Another object I always pushed to get, unsuccessfully, was one of those cheap toys in a capsule you extracted from a machine as you would a gum ball. As I recall, gum balls were a nickel back in my day, but these capsule toys ran a lot more, maybe a quarter.
I figured any toy that had to be hidden in a capsule had to be extremely valuable, and they were mysteriously fascinating to me.
So, when I was at the Shopette at K.I. Sawyer recently, I cracked and got one of these items. It might have sent me back 50 cents or so, but I got to see what was inside the orange capsule that fate selected for me.
I am now the proud owner of a elastic, google-eyed, plastic bouncy creature with tentacles — just what I was missing in this world.
Perhaps my mom knew the relative lack of financial value of these items when I was repeatedly rebuffed from buying them, plus the money spent on them would have bought a lot of NILLA Wafers, my family’s cookie of choice.
I sometimes, too, think: Do I really need the stuff I wanted so badly as a kid?
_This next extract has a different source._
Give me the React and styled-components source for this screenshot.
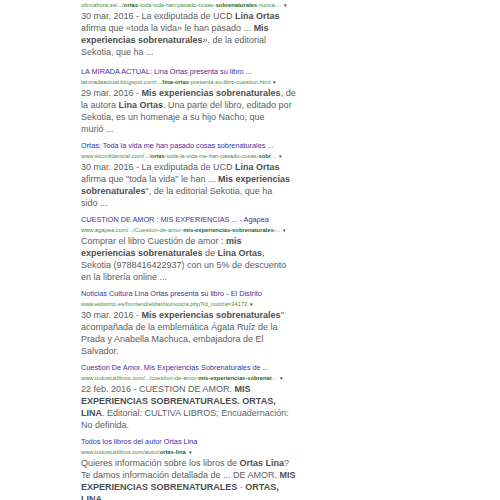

After all, my interests have changed over the years.
Or have they?
I still subscribe to a children’s toy catalog where I can peruse over the cool stuff out there. Having a chemistry set is not out of the realm of possibility. I had one in grade school, and many a fun experience came from making ink and working with phenolphthalein solution to indicate whether something was an acid or a base.
Perhaps what is keeping me from getting one is figuring out where to put it. The basement would seem to be the best spot where I could channel my inner mad scientist. However, our basement is pretty cramped as it is, and is getting fuller with unreturned bottles and cans.
(Any charity out there needing these is urged to contact me.)
With adulthood comes responsibility, and that means holding back on getting things you want, either due to finances, possible weight gain or the fact you just don’t need them.
Those are things youngsters don’t really get just yet, so instead, if they’re like me, they dream of the day when they can get what they want, buying a Chunky candy bar from a store on a whim.
Discretion is a part of my life, though, and I don’t deny myself the occasional luxury. As I write these words, two packages of Chuckles candies lie in wait for me in our cupboard.